Even if you don’t know what those terms above mean (here’s a cheat sheet), there’s a lot for the casual phone nerd to be excited about, including solar-powered phones, a Nokia app store and ‘Opera Turbo,’ which, sadly, is not an opera performed on motorbikes but a mobile Web browser. In case you aren’t traveling to Barcelona, here are some things ...

... to look out for from the comfort of your home:

On Monday, Microsoft CEO Steve Ballmer will introduce Microsoft’s new mobile strategy to the crowd (hopefully his presentation will not contain mosquitoes like Bill Gates’ TED one did). Ballmer is expected to unveil an application store for Microsoft-powered handsets (the iPhone App Store’s success has everyone scrambling to catch up) and a service called My Phone that allows people to sync their photos, contacts, videos and other files to a personalized website they can access from anywhere. He’s also expected to announce Windows Mobile 6.5, an updated version of the company’s operating system for handsets.

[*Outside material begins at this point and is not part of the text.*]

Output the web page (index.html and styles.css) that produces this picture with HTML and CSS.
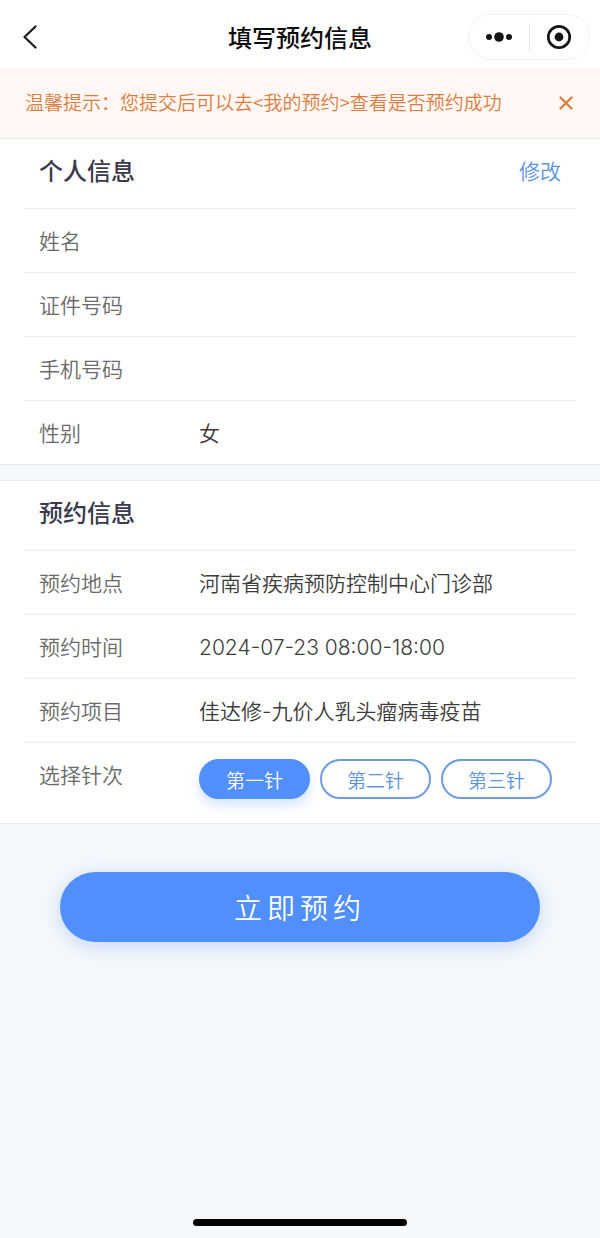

Nokia is expected to unveil its new app store, which it announced in December, at the conference. The Finnish company may also show off a new model of its E75 phone, which has a slide-out full keyboard and will go on sale for 390 pounds (about $564) in Britain next month.

Garmin will allow attendees to play with its Nuviphone, a phone that uses the Cayman Islands company’s GPS technology to help people figure out where they’re going. Samsung will unveil a gadgety phone, the Memoir, which has an 8-megapixel camera and the endorsement of Danish model-photographer Helena Christensen. Adobe says it will make announcements about its Flash animation and video software for mobile phones, although the much-anticipated Flash Player for iPhones isn’t quite ready.

Samsung and LG, two big Korean manufacturers, are expected to show handsets that can be recharged by sunlight. Nokia probably won’t, because there’s not much sun in Finland right now. Expect too the new browser from Opera, which is trying to make mobile Web surfing faster.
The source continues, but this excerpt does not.